Exercise: Pick out each line of the records in which the word "this" appears.

--- begin Information provided ---

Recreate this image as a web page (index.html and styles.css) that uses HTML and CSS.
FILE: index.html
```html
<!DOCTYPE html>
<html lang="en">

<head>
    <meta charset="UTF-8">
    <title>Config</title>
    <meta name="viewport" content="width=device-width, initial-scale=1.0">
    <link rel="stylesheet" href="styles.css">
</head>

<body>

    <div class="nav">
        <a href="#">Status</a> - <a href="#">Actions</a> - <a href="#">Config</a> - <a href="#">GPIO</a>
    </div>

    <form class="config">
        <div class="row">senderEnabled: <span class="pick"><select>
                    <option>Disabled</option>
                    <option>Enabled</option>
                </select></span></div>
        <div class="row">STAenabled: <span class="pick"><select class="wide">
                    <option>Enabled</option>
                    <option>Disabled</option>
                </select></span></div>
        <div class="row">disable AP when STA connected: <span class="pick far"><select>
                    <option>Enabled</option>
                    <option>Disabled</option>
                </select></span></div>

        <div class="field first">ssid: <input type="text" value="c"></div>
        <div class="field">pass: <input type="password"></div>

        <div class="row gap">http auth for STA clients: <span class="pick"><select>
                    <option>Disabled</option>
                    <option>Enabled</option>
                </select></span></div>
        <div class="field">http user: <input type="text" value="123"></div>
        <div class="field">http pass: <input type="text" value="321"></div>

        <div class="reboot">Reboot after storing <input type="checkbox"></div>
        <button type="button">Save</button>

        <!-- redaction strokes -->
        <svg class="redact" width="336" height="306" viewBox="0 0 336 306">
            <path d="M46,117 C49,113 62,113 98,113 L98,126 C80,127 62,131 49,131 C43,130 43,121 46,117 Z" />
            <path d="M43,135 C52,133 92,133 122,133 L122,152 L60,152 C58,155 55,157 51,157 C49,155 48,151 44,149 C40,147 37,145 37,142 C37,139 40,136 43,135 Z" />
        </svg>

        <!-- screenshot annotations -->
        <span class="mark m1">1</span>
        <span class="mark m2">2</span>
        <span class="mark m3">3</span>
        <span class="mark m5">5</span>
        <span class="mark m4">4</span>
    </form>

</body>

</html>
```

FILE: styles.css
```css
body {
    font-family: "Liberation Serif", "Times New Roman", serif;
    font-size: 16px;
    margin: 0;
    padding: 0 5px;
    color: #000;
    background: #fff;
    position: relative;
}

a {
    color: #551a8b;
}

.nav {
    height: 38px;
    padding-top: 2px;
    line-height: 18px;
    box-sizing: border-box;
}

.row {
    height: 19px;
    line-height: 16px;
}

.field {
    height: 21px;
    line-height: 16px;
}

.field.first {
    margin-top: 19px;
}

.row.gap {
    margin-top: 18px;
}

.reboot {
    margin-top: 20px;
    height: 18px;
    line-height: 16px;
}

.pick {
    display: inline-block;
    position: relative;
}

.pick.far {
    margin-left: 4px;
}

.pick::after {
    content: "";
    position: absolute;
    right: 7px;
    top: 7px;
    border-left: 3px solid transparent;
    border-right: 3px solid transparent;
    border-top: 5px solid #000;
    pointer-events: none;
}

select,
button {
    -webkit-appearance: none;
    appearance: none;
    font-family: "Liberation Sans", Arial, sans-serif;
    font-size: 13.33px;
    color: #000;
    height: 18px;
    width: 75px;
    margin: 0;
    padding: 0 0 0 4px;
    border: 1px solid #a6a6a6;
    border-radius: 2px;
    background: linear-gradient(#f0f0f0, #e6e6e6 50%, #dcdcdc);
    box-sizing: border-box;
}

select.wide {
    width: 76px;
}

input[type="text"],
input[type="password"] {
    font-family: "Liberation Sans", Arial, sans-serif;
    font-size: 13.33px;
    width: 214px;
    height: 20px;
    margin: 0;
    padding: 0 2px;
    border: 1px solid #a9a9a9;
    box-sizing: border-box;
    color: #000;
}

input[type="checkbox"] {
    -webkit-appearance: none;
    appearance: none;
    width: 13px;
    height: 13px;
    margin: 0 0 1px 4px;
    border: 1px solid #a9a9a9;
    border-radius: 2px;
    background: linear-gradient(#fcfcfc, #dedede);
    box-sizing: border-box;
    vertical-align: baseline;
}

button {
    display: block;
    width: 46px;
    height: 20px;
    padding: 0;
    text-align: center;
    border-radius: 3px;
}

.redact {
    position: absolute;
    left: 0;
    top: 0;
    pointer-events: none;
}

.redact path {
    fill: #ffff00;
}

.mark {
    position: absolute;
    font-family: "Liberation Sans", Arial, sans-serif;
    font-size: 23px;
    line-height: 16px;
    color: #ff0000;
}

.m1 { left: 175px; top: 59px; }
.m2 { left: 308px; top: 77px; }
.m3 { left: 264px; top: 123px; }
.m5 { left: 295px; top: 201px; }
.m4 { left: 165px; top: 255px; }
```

--- end Information provided ---
--- begin Information provided ---

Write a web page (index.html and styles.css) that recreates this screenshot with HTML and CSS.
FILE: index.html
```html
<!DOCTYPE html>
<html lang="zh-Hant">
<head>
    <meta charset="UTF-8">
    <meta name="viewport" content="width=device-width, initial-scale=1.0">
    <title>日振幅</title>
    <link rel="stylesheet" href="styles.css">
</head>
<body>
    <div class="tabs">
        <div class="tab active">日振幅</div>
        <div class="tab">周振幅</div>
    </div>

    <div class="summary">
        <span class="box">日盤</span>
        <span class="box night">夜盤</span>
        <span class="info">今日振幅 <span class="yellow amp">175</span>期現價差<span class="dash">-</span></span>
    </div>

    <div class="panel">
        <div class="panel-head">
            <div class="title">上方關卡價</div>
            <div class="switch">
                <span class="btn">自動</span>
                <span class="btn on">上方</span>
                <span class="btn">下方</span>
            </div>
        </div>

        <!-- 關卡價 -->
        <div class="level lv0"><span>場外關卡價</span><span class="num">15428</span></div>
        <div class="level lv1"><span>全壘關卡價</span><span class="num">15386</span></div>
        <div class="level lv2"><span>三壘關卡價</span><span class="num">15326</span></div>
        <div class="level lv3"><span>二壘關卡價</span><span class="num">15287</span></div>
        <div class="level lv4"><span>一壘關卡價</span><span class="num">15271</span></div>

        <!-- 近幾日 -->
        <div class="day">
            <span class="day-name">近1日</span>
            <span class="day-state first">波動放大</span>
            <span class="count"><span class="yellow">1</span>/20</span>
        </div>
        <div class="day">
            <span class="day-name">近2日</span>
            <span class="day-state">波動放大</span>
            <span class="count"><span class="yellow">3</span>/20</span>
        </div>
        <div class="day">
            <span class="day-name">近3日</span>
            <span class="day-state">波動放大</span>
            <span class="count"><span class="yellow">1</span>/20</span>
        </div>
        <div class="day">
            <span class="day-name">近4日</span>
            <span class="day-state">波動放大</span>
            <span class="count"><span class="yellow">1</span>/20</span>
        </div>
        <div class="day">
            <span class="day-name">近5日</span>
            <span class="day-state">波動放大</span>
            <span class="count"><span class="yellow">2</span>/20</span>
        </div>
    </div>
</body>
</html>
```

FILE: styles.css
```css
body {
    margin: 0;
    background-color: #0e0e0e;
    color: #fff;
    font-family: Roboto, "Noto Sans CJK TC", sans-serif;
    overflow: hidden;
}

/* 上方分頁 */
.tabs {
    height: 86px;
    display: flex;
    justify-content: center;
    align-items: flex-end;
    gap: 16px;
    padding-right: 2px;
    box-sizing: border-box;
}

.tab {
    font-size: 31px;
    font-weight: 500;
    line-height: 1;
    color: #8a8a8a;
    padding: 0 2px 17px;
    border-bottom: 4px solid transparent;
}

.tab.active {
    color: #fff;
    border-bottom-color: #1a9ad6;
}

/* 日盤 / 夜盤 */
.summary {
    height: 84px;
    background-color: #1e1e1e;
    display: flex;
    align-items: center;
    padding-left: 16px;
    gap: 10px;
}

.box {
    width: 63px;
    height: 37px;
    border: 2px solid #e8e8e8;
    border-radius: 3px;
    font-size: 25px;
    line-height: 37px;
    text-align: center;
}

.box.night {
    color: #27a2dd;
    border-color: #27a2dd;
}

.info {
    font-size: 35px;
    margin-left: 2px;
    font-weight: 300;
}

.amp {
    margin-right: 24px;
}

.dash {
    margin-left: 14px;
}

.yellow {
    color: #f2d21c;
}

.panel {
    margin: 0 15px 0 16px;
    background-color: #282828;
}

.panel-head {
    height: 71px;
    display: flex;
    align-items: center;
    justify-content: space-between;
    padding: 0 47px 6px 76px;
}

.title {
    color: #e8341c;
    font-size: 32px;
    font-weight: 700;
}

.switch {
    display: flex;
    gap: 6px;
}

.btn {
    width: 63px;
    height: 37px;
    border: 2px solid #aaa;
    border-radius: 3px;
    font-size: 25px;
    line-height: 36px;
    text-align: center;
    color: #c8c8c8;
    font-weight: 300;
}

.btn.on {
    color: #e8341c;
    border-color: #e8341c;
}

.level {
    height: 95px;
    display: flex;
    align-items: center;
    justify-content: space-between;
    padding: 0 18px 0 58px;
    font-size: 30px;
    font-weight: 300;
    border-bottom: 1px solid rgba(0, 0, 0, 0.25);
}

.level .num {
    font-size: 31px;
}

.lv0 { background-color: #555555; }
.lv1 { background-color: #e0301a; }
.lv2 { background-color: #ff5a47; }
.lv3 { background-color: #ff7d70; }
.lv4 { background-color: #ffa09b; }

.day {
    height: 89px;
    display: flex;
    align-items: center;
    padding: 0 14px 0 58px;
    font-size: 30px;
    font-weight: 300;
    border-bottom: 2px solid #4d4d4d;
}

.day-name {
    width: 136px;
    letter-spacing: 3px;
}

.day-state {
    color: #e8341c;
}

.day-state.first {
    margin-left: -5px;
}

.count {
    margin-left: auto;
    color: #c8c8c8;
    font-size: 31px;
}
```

--- end Information provided ---

Reply to the task:
Recreate this image as a web page (index.html and styles.css) that uses HTML and CSS.
Write a web page (index.html and styles.css) that recreates this screenshot with HTML and CSS.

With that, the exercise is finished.